> _Short problem_
Transcribe all of the data exactly. Omit the pictures.

::::

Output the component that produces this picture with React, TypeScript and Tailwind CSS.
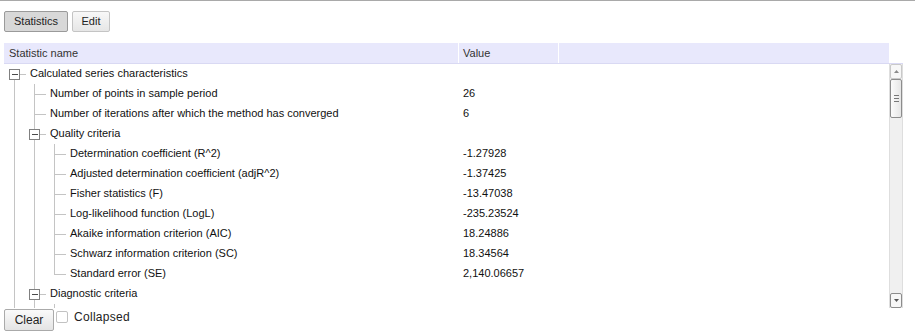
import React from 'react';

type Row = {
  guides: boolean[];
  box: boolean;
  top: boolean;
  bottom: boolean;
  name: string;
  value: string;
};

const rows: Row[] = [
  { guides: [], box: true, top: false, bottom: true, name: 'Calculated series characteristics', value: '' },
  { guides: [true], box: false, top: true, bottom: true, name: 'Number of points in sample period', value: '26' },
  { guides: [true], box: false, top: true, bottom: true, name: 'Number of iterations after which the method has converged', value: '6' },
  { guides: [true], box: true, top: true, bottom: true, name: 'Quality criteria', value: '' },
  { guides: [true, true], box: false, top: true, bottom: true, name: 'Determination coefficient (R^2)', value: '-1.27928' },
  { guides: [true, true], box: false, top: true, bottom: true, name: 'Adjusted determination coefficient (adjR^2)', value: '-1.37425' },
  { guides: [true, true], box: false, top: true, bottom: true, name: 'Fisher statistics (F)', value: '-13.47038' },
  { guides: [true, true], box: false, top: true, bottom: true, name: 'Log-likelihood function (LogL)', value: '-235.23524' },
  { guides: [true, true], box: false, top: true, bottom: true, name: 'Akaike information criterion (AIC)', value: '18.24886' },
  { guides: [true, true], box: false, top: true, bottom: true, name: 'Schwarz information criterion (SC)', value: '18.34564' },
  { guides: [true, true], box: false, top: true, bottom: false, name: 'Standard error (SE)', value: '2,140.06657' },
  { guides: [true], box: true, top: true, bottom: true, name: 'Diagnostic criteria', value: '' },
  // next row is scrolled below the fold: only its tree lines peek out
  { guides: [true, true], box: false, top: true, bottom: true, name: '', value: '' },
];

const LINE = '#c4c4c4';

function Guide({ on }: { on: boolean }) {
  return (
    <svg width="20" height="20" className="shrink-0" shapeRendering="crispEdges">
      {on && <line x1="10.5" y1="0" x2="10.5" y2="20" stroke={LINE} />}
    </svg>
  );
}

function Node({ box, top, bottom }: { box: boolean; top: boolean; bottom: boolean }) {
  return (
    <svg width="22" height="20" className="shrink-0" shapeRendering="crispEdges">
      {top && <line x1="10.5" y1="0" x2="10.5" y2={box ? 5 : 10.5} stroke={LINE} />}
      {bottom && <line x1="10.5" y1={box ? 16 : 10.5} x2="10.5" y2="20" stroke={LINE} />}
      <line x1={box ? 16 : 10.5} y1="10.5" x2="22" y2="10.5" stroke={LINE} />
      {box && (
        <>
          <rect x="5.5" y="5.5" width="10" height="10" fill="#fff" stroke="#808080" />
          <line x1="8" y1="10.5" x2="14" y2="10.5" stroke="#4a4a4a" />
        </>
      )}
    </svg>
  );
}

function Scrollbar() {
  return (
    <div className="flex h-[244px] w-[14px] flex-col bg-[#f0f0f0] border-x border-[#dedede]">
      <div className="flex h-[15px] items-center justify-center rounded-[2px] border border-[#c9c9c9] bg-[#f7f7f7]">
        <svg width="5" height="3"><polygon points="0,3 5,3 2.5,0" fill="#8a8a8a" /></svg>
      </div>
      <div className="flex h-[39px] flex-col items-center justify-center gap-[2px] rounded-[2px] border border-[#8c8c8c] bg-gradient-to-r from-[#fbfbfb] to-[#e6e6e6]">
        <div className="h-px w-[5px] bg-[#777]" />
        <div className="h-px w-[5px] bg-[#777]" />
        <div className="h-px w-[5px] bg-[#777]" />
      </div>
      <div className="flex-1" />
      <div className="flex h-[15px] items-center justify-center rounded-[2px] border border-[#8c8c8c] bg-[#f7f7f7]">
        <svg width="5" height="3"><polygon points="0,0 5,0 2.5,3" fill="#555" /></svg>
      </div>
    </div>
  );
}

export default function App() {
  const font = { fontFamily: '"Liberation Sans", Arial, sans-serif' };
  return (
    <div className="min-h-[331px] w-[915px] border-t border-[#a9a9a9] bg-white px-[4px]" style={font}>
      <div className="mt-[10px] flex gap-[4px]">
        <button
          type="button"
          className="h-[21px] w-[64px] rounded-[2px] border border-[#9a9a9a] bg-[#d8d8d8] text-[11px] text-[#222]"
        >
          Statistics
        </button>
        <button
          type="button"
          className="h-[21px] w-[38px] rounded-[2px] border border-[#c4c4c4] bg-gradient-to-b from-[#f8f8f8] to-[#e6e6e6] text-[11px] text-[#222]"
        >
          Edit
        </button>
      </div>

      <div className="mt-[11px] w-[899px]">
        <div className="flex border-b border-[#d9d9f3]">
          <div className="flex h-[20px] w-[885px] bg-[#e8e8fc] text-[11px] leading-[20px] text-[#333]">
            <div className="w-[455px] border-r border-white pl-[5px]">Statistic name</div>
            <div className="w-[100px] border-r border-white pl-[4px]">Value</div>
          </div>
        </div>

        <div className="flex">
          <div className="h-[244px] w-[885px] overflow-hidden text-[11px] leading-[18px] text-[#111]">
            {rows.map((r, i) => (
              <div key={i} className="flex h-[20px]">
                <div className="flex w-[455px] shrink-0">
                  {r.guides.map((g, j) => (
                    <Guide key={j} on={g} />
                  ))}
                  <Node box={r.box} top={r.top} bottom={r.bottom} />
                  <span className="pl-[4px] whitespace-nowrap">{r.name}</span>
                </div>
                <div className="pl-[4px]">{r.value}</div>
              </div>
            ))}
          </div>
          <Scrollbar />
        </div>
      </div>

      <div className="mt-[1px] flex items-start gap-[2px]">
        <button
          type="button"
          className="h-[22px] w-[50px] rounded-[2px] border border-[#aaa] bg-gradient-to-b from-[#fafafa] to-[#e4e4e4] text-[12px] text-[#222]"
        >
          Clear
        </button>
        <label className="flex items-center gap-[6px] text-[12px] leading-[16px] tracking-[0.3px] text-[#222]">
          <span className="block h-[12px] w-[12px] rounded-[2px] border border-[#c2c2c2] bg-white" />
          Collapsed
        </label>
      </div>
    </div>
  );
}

::::

> _The completed task_
Output the component that produces this picture with React, TypeScript and Tailwind CSS.
import React from 'react';

type Row = {
  guides: boolean[];
  box: boolean;
  top: boolean;
  bottom: boolean;
  name: string;
  value: string;
};

const rows: Row[] = [
  { guides: [], box: true, top: false, bottom: true, name: 'Calculated series characteristics', value: '' },
  { guides: [true], box: false, top: true, bottom: true, name: 'Number of points in sample period', value: '26' },
  { guides: [true], box: false, top: true, bottom: true, name: 'Number of iterations after which the method has converged', value: '6' },
  { guides: [true], box: true, top: true, bottom: true, name: 'Quality criteria', value: '' },
  { guides: [true, true], box: false, top: true, bottom: true, name: 'Determination coefficient (R^2)', value: '-1.27928' },
  { guides: [true, true], box: false, top: true, bottom: true, name: 'Adjusted determination coefficient (adjR^2)', value: '-1.37425' },
  { guides: [true, true], box: false, top: true, bottom: true, name: 'Fisher statistics (F)', value: '-13.47038' },
  { guides: [true, true], box: false, top: true, bottom: true, name: 'Log-likelihood function (LogL)', value: '-235.23524' },
  { guides: [true, true], box: false, top: true, bottom: true, name: 'Akaike information criterion (AIC)', value: '18.24886' },
  { guides: [true, true], box: false, top: true, bottom: true, name: 'Schwarz information criterion (SC)', value: '18.34564' },
  { guides: [true, true], box: false, top: true, bottom: false, name: 'Standard error (SE)', value: '2,140.06657' },
  { guides: [true], box: true, top: true, bottom: true, name: 'Diagnostic criteria', value: '' },
  // next row is scrolled below the fold: only its tree lines peek out
  { guides: [true, true], box: false, top: true, bottom: true, name: '', value: '' },
];

const LINE = '#c4c4c4';

function Guide({ on }: { on: boolean }) {
  return (
    <svg width="20" height="20" className="shrink-0" shapeRendering="crispEdges">
      {on && <line x1="10.5" y1="0" x2="10.5" y2="20" stroke={LINE} />}
    </svg>
  );
}

function Node({ box, top, bottom }: { box: boolean; top: boolean; bottom: boolean }) {
  return (
    <svg width="22" height="20" className="shrink-0" shapeRendering="crispEdges">
      {top && <line x1="10.5" y1="0" x2="10.5" y2={box ? 5 : 10.5} stroke={LINE} />}
      {bottom && <line x1="10.5" y1={box ? 16 : 10.5} x2="10.5" y2="20" stroke={LINE} />}
      <line x1={box ? 16 : 10.5} y1="10.5" x2="22" y2="10.5" stroke={LINE} />
      {box && (
        <>
          <rect x="5.5" y="5.5" width="10" height="10" fill="#fff" stroke="#808080" />
          <line x1="8" y1="10.5" x2="14" y2="10.5" stroke="#4a4a4a" />
        </>
      )}
    </svg>
  );
}

function Scrollbar() {
  return (
    <div className="flex h-[244px] w-[14px] flex-col bg-[#f0f0f0] border-x border-[#dedede]">
      <div className="flex h-[15px] items-center justify-center rounded-[2px] border border-[#c9c9c9] bg-[#f7f7f7]">
        <svg width="5" height="3"><polygon points="0,3 5,3 2.5,0" fill="#8a8a8a" /></svg>
      </div>
      <div className="flex h-[39px] flex-col items-center justify-center gap-[2px] rounded-[2px] border border-[#8c8c8c] bg-gradient-to-r from-[#fbfbfb] to-[#e6e6e6]">
        <div className="h-px w-[5px] bg-[#777]" />
        <div className="h-px w-[5px] bg-[#777]" />
        <div className="h-px w-[5px] bg-[#777]" />
      </div>
      <div className="flex-1" />
      <div className="flex h-[15px] items-center justify-center rounded-[2px] border border-[#8c8c8c] bg-[#f7f7f7]">
        <svg width="5" height="3"><polygon points="0,0 5,0 2.5,3" fill="#555" /></svg>
      </div>
    </div>
  );
}

export default function App() {
  const font = { fontFamily: '"Liberation Sans", Arial, sans-serif' };
  return (
    <div className="min-h-[331px] w-[915px] border-t border-[#a9a9a9] bg-white px-[4px]" style={font}>
      <div className="mt-[10px] flex gap-[4px]">
        <button
          type="button"
          className="h-[21px] w-[64px] rounded-[2px] border border-[#9a9a9a] bg-[#d8d8d8] text-[11px] text-[#222]"
        >
          Statistics
        </button>
        <button
          type="button"
          className="h-[21px] w-[38px] rounded-[2px] border border-[#c4c4c4] bg-gradient-to-b from-[#f8f8f8] to-[#e6e6e6] text-[11px] text-[#222]"
        >
          Edit
        </button>
      </div>

      <div className="mt-[11px] w-[899px]">
        <div className="flex border-b border-[#d9d9f3]">
          <div className="flex h-[20px] w-[885px] bg-[#e8e8fc] text-[11px] leading-[20px] text-[#333]">
            <div className="w-[455px] border-r border-white pl-[5px]">Statistic name</div>
            <div className="w-[100px] border-r border-white pl-[4px]">Value</div>
          </div>
        </div>

        <div className="flex">
          <div className="h-[244px] w-[885px] overflow-hidden text-[11px] leading-[18px] text-[#111]">
            {rows.map((r, i) => (
              <div key={i} className="flex h-[20px]">
                <div className="flex w-[455px] shrink-0">
                  {r.guides.map((g, j) => (
                    <Guide key={j} on={g} />
                  ))}
                  <Node box={r.box} top={r.top} bottom={r.bottom} />
                  <span className="pl-[4px] whitespace-nowrap">{r.name}</span>
                </div>
                <div className="pl-[4px]">{r.value}</div>
              </div>
            ))}
          </div>
          <Scrollbar />
        </div>
      </div>

      <div className="mt-[1px] flex items-start gap-[2px]">
        <button
          type="button"
          className="h-[22px] w-[50px] rounded-[2px] border border-[#aaa] bg-gradient-to-b from-[#fafafa] to-[#e4e4e4] text-[12px] text-[#222]"
        >
          Clear
        </button>
        <label className="flex items-center gap-[6px] text-[12px] leading-[16px] tracking-[0.3px] text-[#222]">
          <span className="block h-[12px] w-[12px] rounded-[2px] border border-[#c2c2c2] bg-white" />
          Collapsed
        </label>
      </div>
    </div>
  );
}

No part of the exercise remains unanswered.